→ **To do**: Below is a listing to write out in full, exactly as given, without its pictures.

→ **Input**:
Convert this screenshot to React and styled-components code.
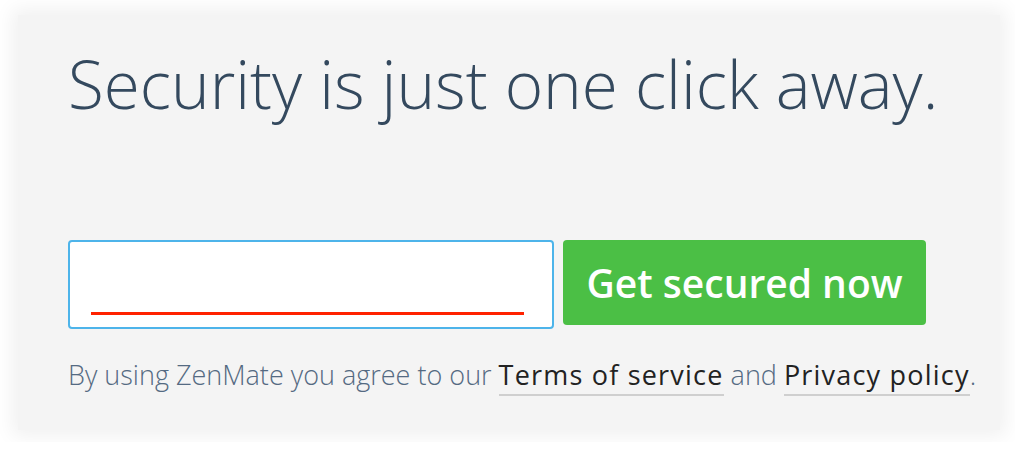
import React from 'react';
import styled, { createGlobalStyle } from 'styled-components';

const Global = createGlobalStyle`
  body {
    margin: 0;
    background: #ffffff;
    font-family: 'Open Sans', 'Liberation Sans', sans-serif;
  }
`;

const Panel = styled.div`
  margin: 15px 15px 12px 18px;
  padding: 24px 50px 36px 50px;
  background: #f4f4f4;
  box-shadow: 0 0 18px 6px rgba(0, 0, 0, 0.06);
`;

const Heading = styled.h1`
  margin: 0;
  font-family: 'Open Sans', sans-serif;
  font-weight: 300;
  font-size: 65.6px;
  line-height: 90px;
  color: #34495e;
`;

const Row = styled.div`
  display: flex;
  align-items: flex-start;
  gap: 9px;
  margin-top: 111px;
`;

const InputBox = styled.div`
  box-sizing: border-box;
  width: 486px;
  height: 89px;
  background: #ffffff;
  border: 2px solid #4db4ea;
  border-radius: 4px;
  padding: 70px 28px 0 21px;
`;

const Squiggle = styled.div`
  height: 3px;
  background: #ff2200;
`;

const Button = styled.button`
  box-sizing: border-box;
  width: 363px;
  height: 85px;
  border: none;
  border-radius: 4px;
  background: #4bbf45;
  color: #ffffff;
  font-family: 'Open Sans', sans-serif;
  font-weight: 600;
  font-size: 39px;
  padding: 0;
  cursor: pointer;
`;

const Note = styled.p`
  margin: 27px 0 0 0;
  font-family: 'Open Sans', sans-serif;
  font-weight: 300;
  font-size: 27px;
  line-height: 38px;
  color: #546a82;
  white-space: nowrap;
`;

const Link = styled.a`
  color: #222222;
  font-weight: 400;
  letter-spacing: 1.2px;
  text-decoration: none;
  border-bottom: 2px solid #cfcfcf;
  padding-bottom: 1px;
`;

export default function App() {
  return (
    <>
      <Global />
      <Panel>
        <Heading>Security is just one click away.</Heading>
        <Row>
          <InputBox>
            <Squiggle />
          </InputBox>
          <Button>Get secured now</Button>
        </Row>
        <Note>
          By using ZenMate you agree to our <Link href="#">Terms of service</Link> and{' '}
          <Link href="#">Privacy policy</Link>.
        </Note>
      </Panel>
    </>
  );
}
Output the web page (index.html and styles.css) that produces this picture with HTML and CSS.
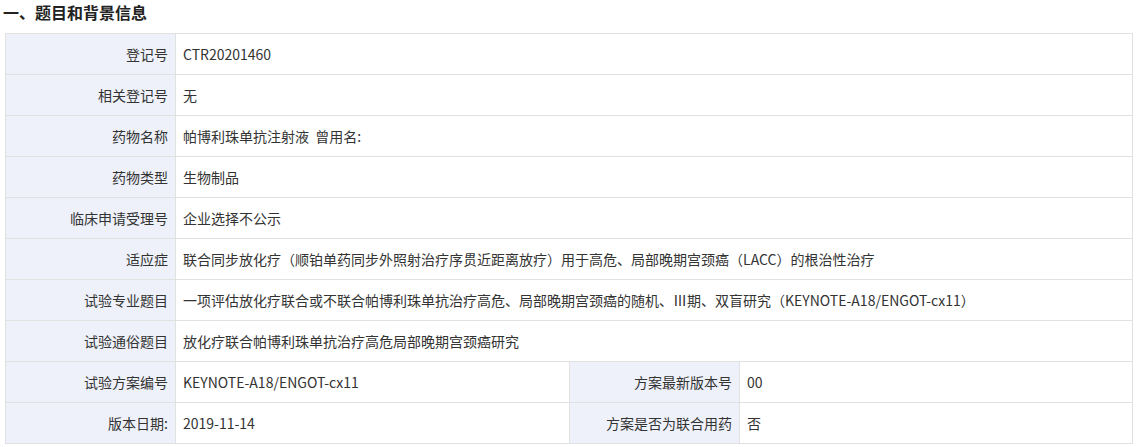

→ **Solution**:
Convert this screenshot to React and styled-components code.
import React from 'react';
import styled, { createGlobalStyle } from 'styled-components';

const Global = createGlobalStyle`
  body {
    margin: 0;
    background: #ffffff;
    font-family: 'Open Sans', 'Liberation Sans', sans-serif;
  }
`;

const Panel = styled.div`
  margin: 15px 15px 12px 18px;
  padding: 24px 50px 36px 50px;
  background: #f4f4f4;
  box-shadow: 0 0 18px 6px rgba(0, 0, 0, 0.06);
`;

const Heading = styled.h1`
  margin: 0;
  font-family: 'Open Sans', sans-serif;
  font-weight: 300;
  font-size: 65.6px;
  line-height: 90px;
  color: #34495e;
`;

const Row = styled.div`
  display: flex;
  align-items: flex-start;
  gap: 9px;
  margin-top: 111px;
`;

const InputBox = styled.div`
  box-sizing: border-box;
  width: 486px;
  height: 89px;
  background: #ffffff;
  border: 2px solid #4db4ea;
  border-radius: 4px;
  padding: 70px 28px 0 21px;
`;

const Squiggle = styled.div`
  height: 3px;
  background: #ff2200;
`;

const Button = styled.button`
  box-sizing: border-box;
  width: 363px;
  height: 85px;
  border: none;
  border-radius: 4px;
  background: #4bbf45;
  color: #ffffff;
  font-family: 'Open Sans', sans-serif;
  font-weight: 600;
  font-size: 39px;
  padding: 0;
  cursor: pointer;
`;

const Note = styled.p`
  margin: 27px 0 0 0;
  font-family: 'Open Sans', sans-serif;
  font-weight: 300;
  font-size: 27px;
  line-height: 38px;
  color: #546a82;
  white-space: nowrap;
`;

const Link = styled.a`
  color: #222222;
  font-weight: 400;
  letter-spacing: 1.2px;
  text-decoration: none;
  border-bottom: 2px solid #cfcfcf;
  padding-bottom: 1px;
`;

export default function App() {
  return (
    <>
      <Global />
      <Panel>
        <Heading>Security is just one click away.</Heading>
        <Row>
          <InputBox>
            <Squiggle />
          </InputBox>
          <Button>Get secured now</Button>
        </Row>
        <Note>
          By using ZenMate you agree to our <Link href="#">Terms of service</Link> and{' '}
          <Link href="#">Privacy policy</Link>.
        </Note>
      </Panel>
    </>
  );
}
Output the web page (index.html and styles.css) that produces this picture with HTML and CSS.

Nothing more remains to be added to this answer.